In the early morning, a scarlet-chested sunbird appeared in the garden, before we went over to a nearby river in an attempt to do some crabbing(!).  A group of Fischer's lovebirds were in a dead tree next to the river, and an African pied wagtail was on the rocky stream. A spot-flanked barbet appeared in the tree over the river, and an African paradise flycatcher flew downstream. After we had caught literally hundreds of crabs, we drove over towards the exit of Lewa. I went past my last Kenya holiday total as we drove down to Nairobi via Nanyuki, with yellow-throated longclaw and long-tailed fiscal before we left Lewa, and African stonechat, baglafecht weaver and wire-tailed swallow before reaching Nanyuki. After taking lunch in Nanyuki, we pushed on towards Nanyuki. I added Cape rook and speckled pigeon as we approached Nairobi.
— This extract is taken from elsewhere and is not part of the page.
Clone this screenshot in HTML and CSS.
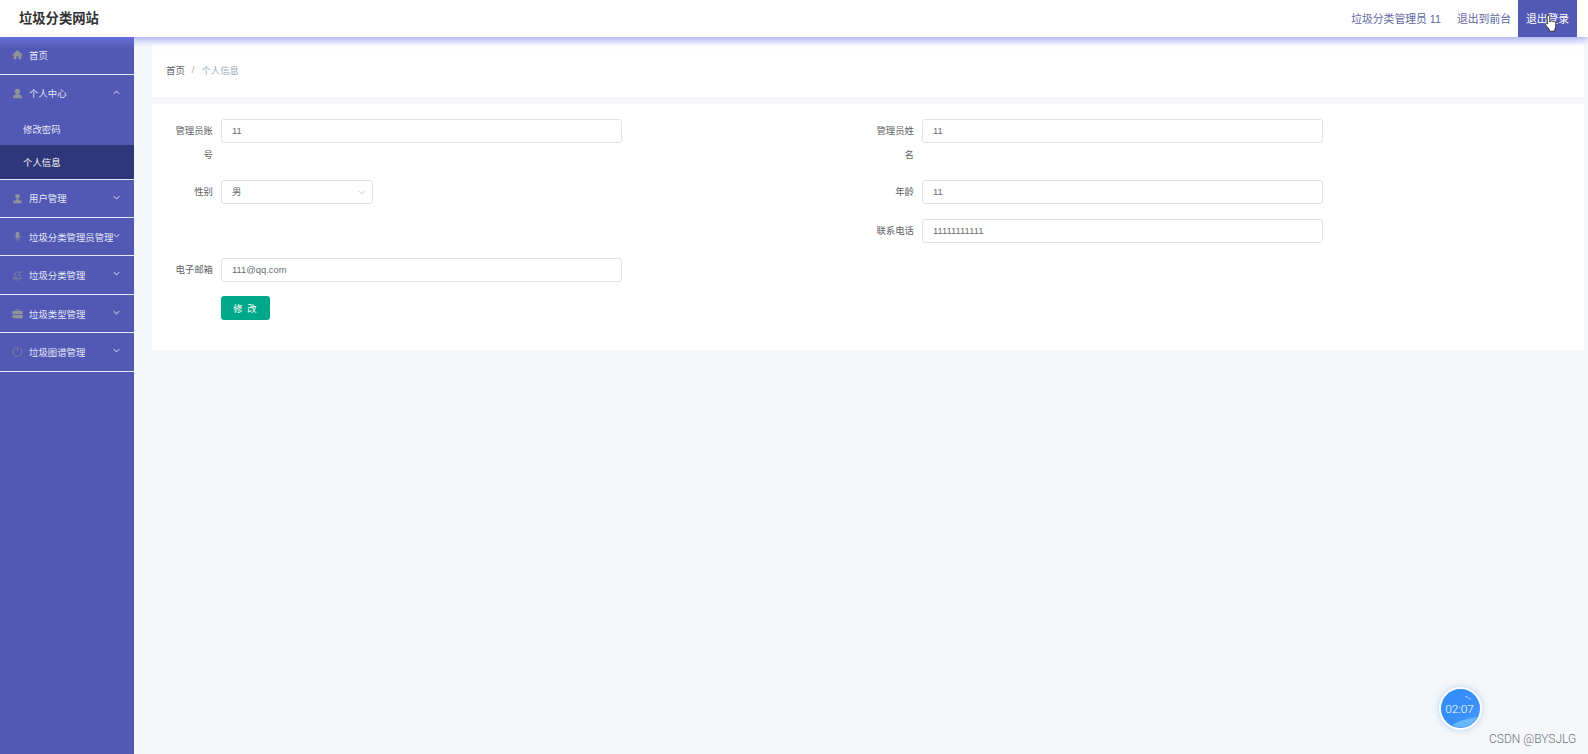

In Nairobi, the skies were filled with yellow-billed kites, and there were marabou storks on top of every roadside tree and in every roundabout. We got to the Nairobi aeroclub late in the afternoon, and an afternoon's birdwatch brought me several new species for the holiday, African citril, yellow-rumped seedeater, bronze and collared sunbirds, bronze mannikin and Cape robin-chat. I also saw more yellow-billed kites, marabou storks, little swifts, baglafecht weaver, common bulbul, house sparrow and streaky seedeater.
At eight o'clock, we drove to Jomo Kenyatta International Airport and caught our flight back to London, ending a remarkable holiday.